A decisão do TC é
profundamente injusta e contra a lei da gravidade
A decisão do Tribunal Constitucional (TC) de vetar uma
proposta do governo de convergência de pensões entre o sector público e o
sector privado é triplamente injusta e contra a lei da gravidade.
As pensões em causa são triplamente injustas. Em primeiro
lugar, por, na generalidade dos casos, não dependerem do conjunto da carreira
contributiva, tendo assim uma relação muito fraca com a efectiva contribuição
dos pensionistas para o sistema. Em segundo lugar, não só são, na esmagadora
maioria dos casos, claramente acima das contribuições, como esta diferença vai
subindo à medida que a pensão sobe. Este sistema é altamente regressivo, em
flagrante desrespeito pelo princípio constitucional da progressividade. Não é
escandaloso que os maiores benefícios ocorram nas maiores pensões?
Em terceiro lugar, estas pensões são injustas, porque são um
privilégio que nunca foi nem poderia ter sido alargado ao sector privado e
porque jamais poderão continuar a ser atribuídas nestes montantes no futuro.
Mas, pelos vistos, corrigir uma fortíssima injustiça é, de
acordo com a leitura que estes juízes fazem da actual constituição,
inconstitucional.
Fica-se com uma dúvida profunda: que peso atribuiu o TC ao
preceito constitucional de ter as contas públicas equilibradas, em contraponto
com o corte nas pensões? Isto para já não falar na gravidade do desequilíbrio
das nossas finanças públicas, que nos tem mantido em estado de protectorado
desde 2011. Fica-se com a sensação que o TC colocou extremamente mal o
problema. Para o TC parece que a dúvida é cortar ou não as pensões, em vez de
ser cortar as pensões para equilibrar as contas públicas ou não cortar as
pensões e correr o risco de precisarmos de um segundo resgate, com mais vários
anos de desrespeito pelo preceito constitucional sobre contas públicas, para
além do prolongamento do período de soberania diminuída, que também contraria a
constituição.
Como venho defendendo há vários anos, parece evidente a
necessidade de uma revisão constitucional que atribua uma importância acrescida
ao equilíbrio das contas públicas e submeta todos os direitos adquiridos à
sustentabilidade das finanças públicas.
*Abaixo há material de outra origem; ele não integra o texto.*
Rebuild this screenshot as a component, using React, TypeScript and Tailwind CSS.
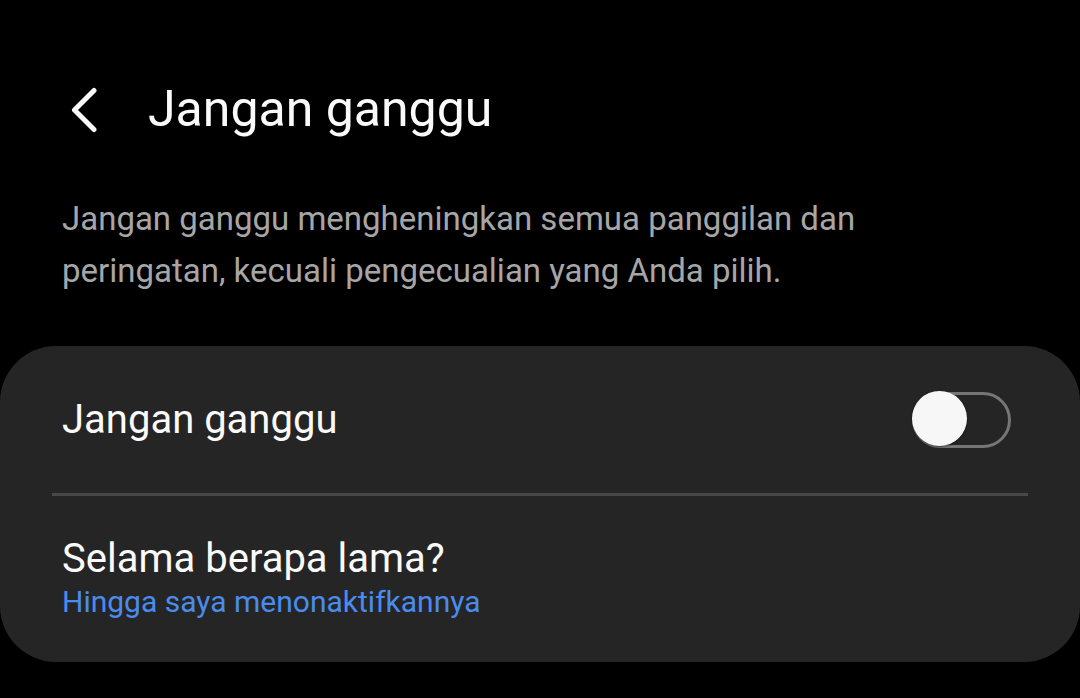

Os direitos adquiridos deveriam passar
a estar explicitamente previstos na Constituição, o que, por mais estranho que
pareça, não é o caso, para também passarem a estar subordinados ao respeito
pelo equilíbrio orçamental.
Para além de profundamente injusta, a decisão do TC é também
contra a lei da gravidade. Há mais de três décadas que Portugal tem uma taxa de
natalidade inferior ao necessário para a sustentabilidade da população e há
mais de uma década que a economia praticamente não cresce. Para além destas
condições altamente precárias de sustentar qualquer sistema de pensões, acresce
que Portugal tem também, no sector público, pensionistas a beneficiar de um dos
sistemas mais louca e impossivelmente generosos que é possível de imaginar.
Como é que pode passar pela cabeça de alguém que este estado de coisas pode
continuar como está?
Como ainda não chegámos à fase em que o Estado legisla o
número de filhos que cada pessoa deve ter, nem ainda podemos decretar qual a
taxa de crescimento potencial da economia, a única alternativa possível parece
ser cortar nas pensões, sobretudo nas mais injustas.
Para além disso, estamos já a sofrer de uma forte sangria de
emigração e, se tivermos mais impostos, em substituição dos cortes das pensões,
teremos mais desemprego e mais emigração. Tudo isso deverá corroer ainda mais a
capacidade da nossa economia suportar as actuais pensões.
Se não for com este governo, será com outro. Se não for com
este TC, será com outro. Se não for com esta constituição, será com outra. Se
não for dentro do euro, será fora do euro. Mas uma coisa vos garanto: as
pensões vão cair, e muitíssimo mais do que o corte modesto que este governo
pretendia aplicar. A “lei da gravidade” económica assim o forçará.